Inzá in Dialogue with Asia: Common Struggles, Shared Visions
This experience in Colombia finds poignant resonance across Asia, where land rights remain a defining struggle for Indigenous peoples, smallholder farmers, and pastoralist communities. While histories and legal frameworks vary, the underlying tensions are remarkably similar: customary tenure systems threatened by state appropriation, agribusiness expansion, climate displacement, and the erosion of communal identities.

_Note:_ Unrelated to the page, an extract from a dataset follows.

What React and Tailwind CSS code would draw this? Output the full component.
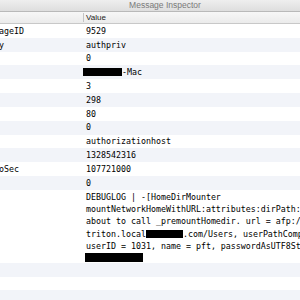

In places like Indonesia, the Philippines, and India, land reform has often been characterized by fragmented implementation, elite capture, or developmentalist rhetoric that sidelines Indigenous governance. In Myanmar, Cambodia, and Laos, the absence of legal recognition for customary tenure exacerbates insecurity, especially for ethnic minorities and women. Across the region, land is not only the basis of livelihood — it is the locus of cultural survival and political autonomy.
Yet, there are also powerful examples of grassroots resistance and innovation:
The Indigenous Peoples’ Rights Act in the Philippines, while imperfect, remains a landmark law globally for ancestral land claims.
In Indonesia, the Aliansi Masyarakat Adat Nusantara (AMAN) continues to push for recognition of adat (customary) lands, mobilizing thousands of communities.
In Northeast India, indigenous matrilineal societies like the Khasi, Garo and Jaintia in Meghalaya exemplify gendered stewardship of land and forests, even as patriarchal forces seek to reverse such gains.
And in Thailand’s north, Karen communities like Hin Lad Nai have pioneered community forestry and youth-led agroecological education as tools of resilience.
As part of our commitment to strengthening data systems, we’ve made meaningful strides in building local capacity and advancing the LANDEX initiative across Asia.
To support this momentum, members were also engaged in a LandMark scoping study—helping to localize and strengthen our collective efforts to regionalize land rights data.
These steps reflect the shared commitment of our network to put people, communities, and data at the heart of land governance.
In each context — from the Andean highlands to the Mekong basin — the struggle for land is ultimately the struggle for memory, identity, and self-determination.
Conclusion: A Global Tapestry of Land Justice
Inzá offered more than lessons — it offered clarity. It reminded us that land is not merely a site of contestation, but of imagination. That justice is not an abstract ideal, but a practice — enacted daily through cultivation, cooperation, and care. And those movements, while rooted in specific geographies, are united by shared dreams of liberation.
In a world fractured by crisis, the Campesinos of Inzá — like countless communities across Asia — illuminate a grounded, bold, and beautiful path forward. One where the land does not divide us, but binds us in collective responsibility and radical hope.